I think at this point we need to hear from the OP.
in my opinion, the Hana ML with its 0.4mV output and 7-ohm internal resistance is a typical LOMC. A solution that works for it would work for a wide variety of other LOMCs that produce between 0.25 and 0.5 mV output. But the solution has to fit also the Cary ph301 and the downstream components in his particular system.
60dB is certainly not too much gain for a 0.4mV cartridge. That nets an output of 0.4 V, which should certainly not be overloading anything within the phono stage or downstream of it. Something else must be going on if it seems too noisy. 

Any SUT 10x - 20x should work fine with MM mode, but as noted the Cary's MM input impedance is unusual - but in general, don't get too hung up on loading numbers with SUTs (unless you have an egregiously bad mismatch); small loading differences from a SUT are not as sonically tweaky as for active stages. 

Personally I'd try a SUT 15x or 16x. But since you say the MC mode sound is not good, I'd be suspect of the Cary altogether and maybe consider replacing it at once with a SUT and new MM stage.
Mulveling, Although it's a fine distinction, his phono stage should add 62db of gain, not 60db, with a 1:10 SUT into the  (42db) MM section OR direct into the (62db) MC section, either way.
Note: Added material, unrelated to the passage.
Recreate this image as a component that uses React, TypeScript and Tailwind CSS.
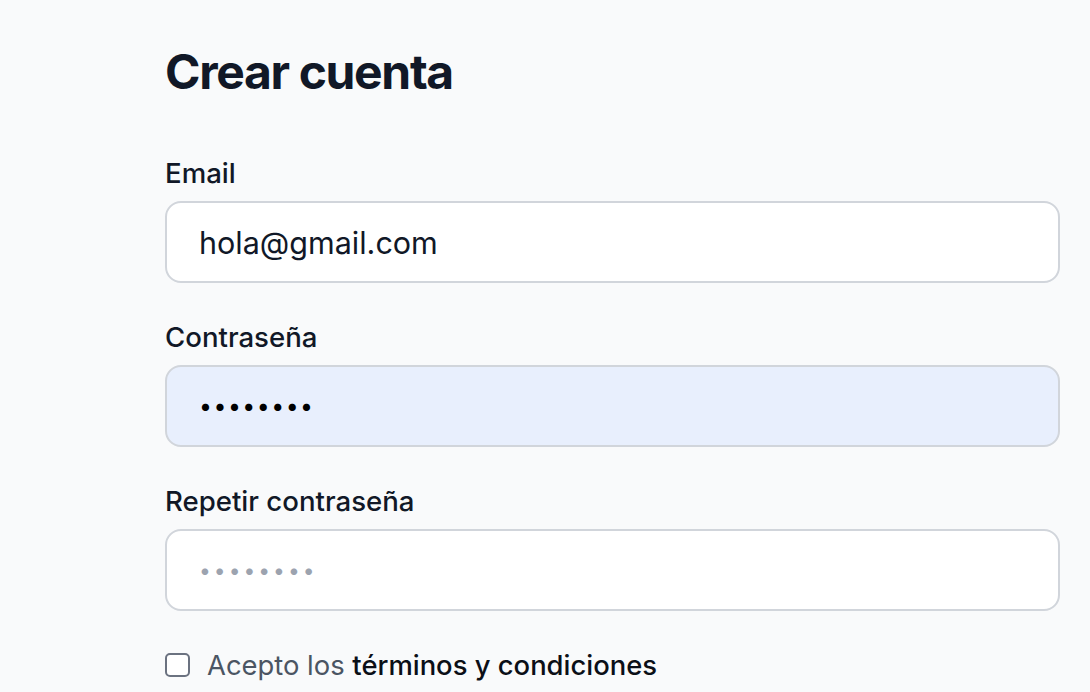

The resulting output would be fed to a linestage before going on to the amplifier and speakers.  So, a lot can depend upon the gain of the linestage, if any, the input sensitivity of the amplifier, and the efficiency of the speakers.  We know nothing about the latter 3 factors.

The OP wrote on 01/02: "It sounds much different at 100 ohms tone wise better , but noisy to much gain, so I think maybe 150 to 200 ohms will do. The Hana sl sounds good at 470 ohms the Hana ml sounds to stringent "
Of course, noise and too much gain ought to sound different, so I am not sure about the problem, but either way, "too much gain" doesn't make me think he needs a SUT wtih a higher turns ratio.  And I don't know why one would conclude that increasing the value of the phono load resistor (as per the quote) would help either problem.  Since his Cary evidently provides a 68K load at the MM inputs, the actual R seen by the cartridge through a 1:10 SUT should be 680 ohms, not 470 ohms.  Anyone could be forgiven for thinking the load would be 470 ohms, since the MM standard is for 47K ohms.